May 02 2011
CULLMAN — After taking a tour through the most damaged parts of the City of Cullman Friday, U.S. Sen. Richard Shelby returned to the Cullman County courthouse simply proclaiming, "This is hell."
The Senator's stop in the area was part of a tour of damaged communities all across the state. Earlier in the day he had surveyed the carnage in Tuscaloosa.
"This looks like a war zone. I have seen some of the damage in the rest of the state, but this is some of the worst that I have seen," said Shelby, who was visibly disturbed by the devastation he witnessed throughout the downtown area.
Shelby promised help for the county as cleanup crews, rescue workers and residents scrambled to return to their homes and places of business to whatever measure of normalcy they could achieve amidst the rubble.
"The people of Cullman are strong, and they're good people," said Shelby. "And seeing the way this community has come together lets me know that they'll be okay. We are going to help, but we can't do it all."
Earlier in the day the senator, along with President Obama and the director of the U.S. Federal Emergency Management Agency (FEMA), visited other portions of Alabama to gather perspective of just how widespread Wednesday's damage had been.
"I am going to suggest to the president that Alabama's status be stepped up to a major disaster," he said. "This is the worst I have ever seen."

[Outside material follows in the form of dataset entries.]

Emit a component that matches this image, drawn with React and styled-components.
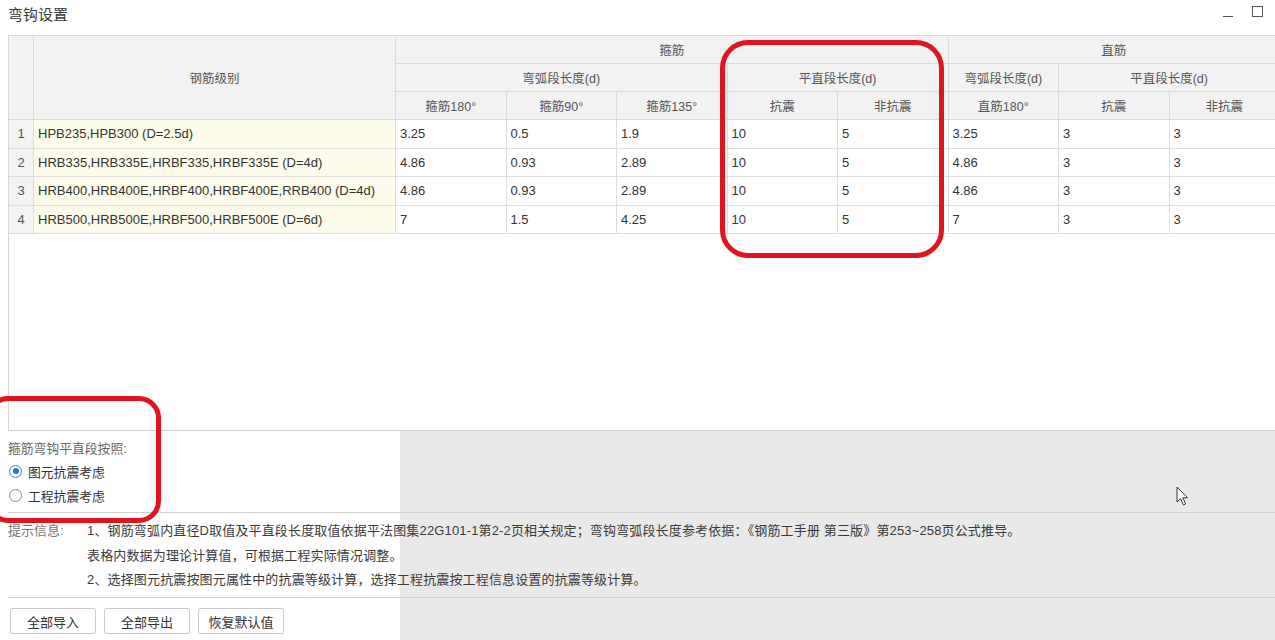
import React from 'react';
import styled, { createGlobalStyle } from 'styled-components';

const GlobalStyle = createGlobalStyle`
  html, body {
    margin: 0;
    padding: 0;
    background: #ffffff;
    font-family: "Liberation Sans", "Noto Sans CJK SC", sans-serif;
    color: #333;
    overflow: hidden;
  }
`;

const Window = styled.div`
  position: relative;
  width: 1275px;
  height: 640px;
  overflow: hidden;
  background: #fff;
`;

const TitleBar = styled.div`
  height: 35px;
  display: flex;
  align-items: center;
  justify-content: space-between;
  padding: 0 8px;
  box-sizing: border-box;
`;

const Title = styled.div`
  font-size: 15px;
  color: #3a3a3a;
  margin-top: -8px;
`;

const Controls = styled.div`
  display: flex;
  align-items: center;
  gap: 18px;
  margin-top: -12px;
  margin-right: 4px;
`;

const TablePanel = styled.div`
  margin-left: 8px;
  height: 396px;
  border-top: 1px solid #d6d6d6;
  border-left: 1px solid #d6d6d6;
  border-bottom: 1px solid #cfcfcf;
  box-sizing: border-box;
  overflow: hidden;
`;

const Grid = styled.table`
  border-collapse: collapse;
  table-layout: fixed;
  width: 1271px;
  margin: -1px 0 0 -1px;
  font-size: 13px;
`;

const HeadCell = styled.th`
  height: 28px;
  padding: 0 4px;
  box-sizing: border-box;
  background: #f2f2f2;
  border: 1px solid #dadada;
  font-weight: normal;
  font-size: 12.5px;
  color: #555;
  text-align: center;
  white-space: nowrap;
`;

const toneBg = {
  index: '#f3f3f3',
  grade: '#fdfbe9',
  value: '#ffffff',
};

const DataCell = styled.td`
  height: 28.5px;
  padding: 0 ${(p) => (p.$tone === 'index' ? '0' : '4px')};
  box-sizing: border-box;
  background: ${(p) => toneBg[p.$tone || 'value']};
  border: 1px solid #dedede;
  color: ${(p) => (p.$tone === 'index' ? '#555' : '#333')};
  text-align: ${(p) => (p.$tone === 'index' ? 'center' : 'left')};
  white-space: nowrap;
  overflow: hidden;
`;

const Bottom = styled.div`
  height: 209px;
  background: linear-gradient(to right, #ffffff 400px, #e9e9e9 400px);
`;

const OptionBlock = styled.div`
  margin-left: 8px;
  padding: 4px 0 6px;
  height: 82px;
  box-sizing: border-box;
  border-bottom: 1px solid #d2d2d2;
  font-size: 12.8px;
`;

const Line = styled.div`
  height: ${(p) => p.$h || 24}px;
  display: flex;
  align-items: center;
  color: ${(p) => (p.$muted ? '#666' : '#333')};
`;

const RadioDot = styled.span`
  width: 13px;
  height: 13px;
  margin: 0 6px 0 1px;
  border-radius: 50%;
  box-sizing: border-box;
  border: 1px solid ${(p) => (p.$on ? '#3b7ddd' : '#8a8a8a')};
  background: #fff;
  display: inline-flex;
  align-items: center;
  justify-content: center;

  &::after {
    content: '';
    width: 6px;
    height: 6px;
    border-radius: 50%;
    background: ${(p) => (p.$on ? '#2f6fd6' : 'transparent')};
  }
`;

const HintBlock = styled.div`
  margin-left: 8px;
  padding: 6px 0 4px;
  height: 85px;
  box-sizing: border-box;
  border-bottom: 1px solid #d2d2d2;
  display: grid;
  grid-template-columns: 79px 1fr;
  font-size: 13px;
`;

const HintLabel = styled.div`
  color: #777;
  line-height: 24.5px;
`;

const HintText = styled.div`
  color: #3a3a3a;
  line-height: 24.5px;
  white-space: nowrap;
  letter-spacing: 0.15px;
`;

const ButtonRow = styled.div`
  display: flex;
  gap: 8px;
  padding: 10px 0 0 10px;
`;

const Button = styled.button`
  width: 86px;
  height: 26px;
  border: 1px solid #c9c9c9;
  border-radius: 2px;
  background: #fff;
  font-family: inherit;
  font-size: 13px;
  color: #333;
  padding: 0;
`;

const Annotation = styled.div`
  position: absolute;
  left: ${(p) => p.$x}px;
  top: ${(p) => p.$y}px;
  width: ${(p) => p.$w}px;
  height: ${(p) => p.$h}px;
  border: 5px solid #e0141f;
  border-radius: ${(p) => p.$r}px;
  box-sizing: border-box;
  pointer-events: none;
`;

const Cursor = styled.svg`
  position: absolute;
  left: 1176px;
  top: 486px;
`;

const rows = [
  ['HPB235,HPB300 (D=2.5d)', '3.25', '0.5', '1.9', '10', '5', '3.25', '3', '3'],
  ['HRB335,HRB335E,HRBF335,HRBF335E (D=4d)', '4.86', '0.93', '2.89', '10', '5', '4.86', '3', '3'],
  ['HRB400,HRB400E,HRBF400,HRBF400E,RRB400 (D=4d)', '4.86', '0.93', '2.89', '10', '5', '4.86', '3', '3'],
  ['HRB500,HRB500E,HRBF500,HRBF500E (D=6d)', '7', '1.5', '4.25', '10', '5', '7', '3', '3'],
];

const App = () => {
  return (
    <Window>
      <GlobalStyle />
      <TitleBar>
        <Title>弯钩设置</Title>
        <Controls>
          <svg width="11" height="12" viewBox="0 0 11 12">
            <line x1="0" y1="10.5" x2="10" y2="10.5" stroke="#555" strokeWidth="1" />
          </svg>
          <svg width="11" height="11" viewBox="0 0 11 11">
            <rect x="0.5" y="0.5" width="10" height="10" fill="none" stroke="#555" strokeWidth="1" />
          </svg>
        </Controls>
      </TitleBar>

      <TablePanel>
        <Grid>
          <colgroup>
            <col style={{ width: 25 }} />
            <col style={{ width: 362 }} />
            {Array.from({ length: 8 }).map((_, i) => (
              <col key={i} style={{ width: 110.5 }} />
            ))}
          </colgroup>
          <thead>
            <tr>
              <HeadCell rowSpan={3} />
              <HeadCell rowSpan={3}>钢筋级别</HeadCell>
              <HeadCell colSpan={5}>箍筋</HeadCell>
              <HeadCell colSpan={3}>直筋</HeadCell>
            </tr>
            <tr>
              <HeadCell colSpan={3}>弯弧段长度(d)</HeadCell>
              <HeadCell colSpan={2}>平直段长度(d)</HeadCell>
              <HeadCell>弯弧段长度(d)</HeadCell>
              <HeadCell colSpan={2}>平直段长度(d)</HeadCell>
            </tr>
            <tr>
              <HeadCell>箍筋180°</HeadCell>
              <HeadCell>箍筋90°</HeadCell>
              <HeadCell>箍筋135°</HeadCell>
              <HeadCell>抗震</HeadCell>
              <HeadCell>非抗震</HeadCell>
              <HeadCell>直筋180°</HeadCell>
              <HeadCell>抗震</HeadCell>
              <HeadCell>非抗震</HeadCell>
            </tr>
          </thead>
          <tbody>
            {rows.map((row, i) => (
              <tr key={i}>
                <DataCell $tone="index">{i + 1}</DataCell>
                <DataCell $tone="grade">{row[0]}</DataCell>
                {row.slice(1).map((v, j) => (
                  <DataCell key={j}>{v}</DataCell>
                ))}
              </tr>
            ))}
          </tbody>
        </Grid>
      </TablePanel>

      <Bottom>
        <OptionBlock>
          <Line $muted>箍筋弯钩平直段按照:</Line>
          <Line>
            <RadioDot $on />
            图元抗震考虑
          </Line>
          <Line>
            <RadioDot />
            工程抗震考虑
          </Line>
        </OptionBlock>

        <HintBlock>
          <HintLabel>提示信息:</HintLabel>
          <HintText>
            1、钢筋弯弧内直径D取值及平直段长度取值依据平法图集22G101-1第2-2页相关规定；弯钩弯弧段长度参考依据：《钢筋工手册 第三版》第253~258页公式推导。
            <br />
            表格内数据为理论计算值，可根据工程实际情况调整。
            <br />
            2、选择图元抗震按图元属性中的抗震等级计算，选择工程抗震按工程信息设置的抗震等级计算。
          </HintText>
        </HintBlock>

        <ButtonRow>
          <Button>全部导入</Button>
          <Button>全部导出</Button>
          <Button>恢复默认值</Button>
        </ButtonRow>
      </Bottom>

      <Annotation $x={720} $y={40} $w={224} $h={218} $r={28} />
      <Annotation $x={-14} $y={396} $w={175} $h={127} $r={22} />

      <Cursor width="13" height="21" viewBox="0 0 13 21">
        <path
          d="M1 1 L1 16 L4.6 12.6 L7.4 19 L9.6 18 L6.9 11.8 L11.6 11.8 Z"
          fill="#fff"
          stroke="#333"
          strokeWidth="1"
          strokeLinejoin="round"
        />
      </Cursor>
    </Window>
  );
};

export default App;
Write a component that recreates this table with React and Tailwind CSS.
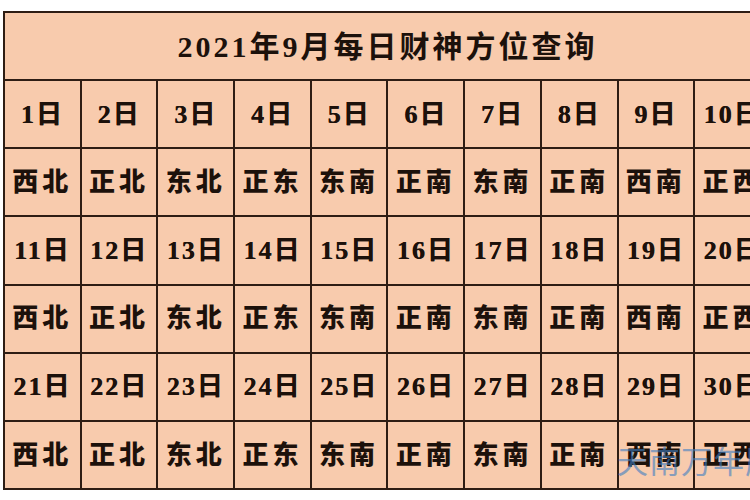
import React from 'react';

// 2021年9月每日财神方位查询 table
const days = [
  ['1日', '2日', '3日', '4日', '5日', '6日', '7日', '8日', '9日', '10日'],
  ['11日', '12日', '13日', '14日', '15日', '16日', '17日', '18日', '19日', '20日'],
  ['21日', '22日', '23日', '24日', '25日', '26日', '27日', '28日', '29日', '30日'],
];

const dirs = ['西北', '正北', '东北', '正东', '东南', '正南', '东南', '正南', '西南', '正西'];

const font = { fontFamily: '"Liberation Serif", "Noto Sans CJK SC", serif' };

export default function App() {
  return (
    <div className="relative h-[500px] w-[750px] overflow-hidden bg-white" style={font}>
      <div className="pl-[3px] pt-[11px]">
        <table className="w-[769px] table-fixed border-collapse bg-[#f8cbad] text-[#1c110b]">
          <tbody>
            <tr className="h-[68px]">
              <td colSpan={10} className="border-2 border-[#2e1d14] text-center text-[30px] font-bold tracking-[3px]">
                2021年9月每日财神方位查询
              </td>
            </tr>
            {days.map((row, i) => (
              <React.Fragment key={i}>
                <tr className="h-[68.2px]">
                  {row.map((d) => (
                    <td key={d} className="border-2 border-[#2e1d14] text-center text-[26px] font-bold tracking-[2px] whitespace-nowrap [text-shadow:0.4px_0_0_#1c110b]">
                      {d}
                    </td>
                  ))}
                </tr>
                <tr className="h-[68.2px]">
                  {dirs.map((d, j) => (
                    <td key={j} className="border-2 border-[#2e1d14] text-center text-[26px] font-black tracking-[4px] whitespace-nowrap">
                      {d}
                    </td>
                  ))}
                </tr>
              </React.Fragment>
            ))}
          </tbody>
        </table>
      </div>

      {/* watermark */}
      <div
        className="absolute left-[617px] top-[437px] whitespace-nowrap text-[31px] tracking-[1px] text-[#3f7fc4] opacity-60"
        style={{ fontFamily: '"Noto Sans CJK SC", sans-serif' }}
      >
        天南万年历
      </div>
    </div>
  );
}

Though the destruction remains in many areas, crews are making progress throughout the county to care for infrastructure issues.
"We've got most all of the roads in the county cleaned up," said Commissioner Darrell Hicks. "Now we've moved a lot of the county equipment to the city and are assisting with the cleanup there."
Cullman Mayor Max Townson, after Shelby's tour of destruction, noted that government help will be vital to the area. A bulk of the aid to be provided from FEMA will be for overtime pay for the hundreds who are providing safety and public service to the area. Skeleton staffs will remain at the city hall throughout the weekend, and crews will continue to work around the clock, said the mayor.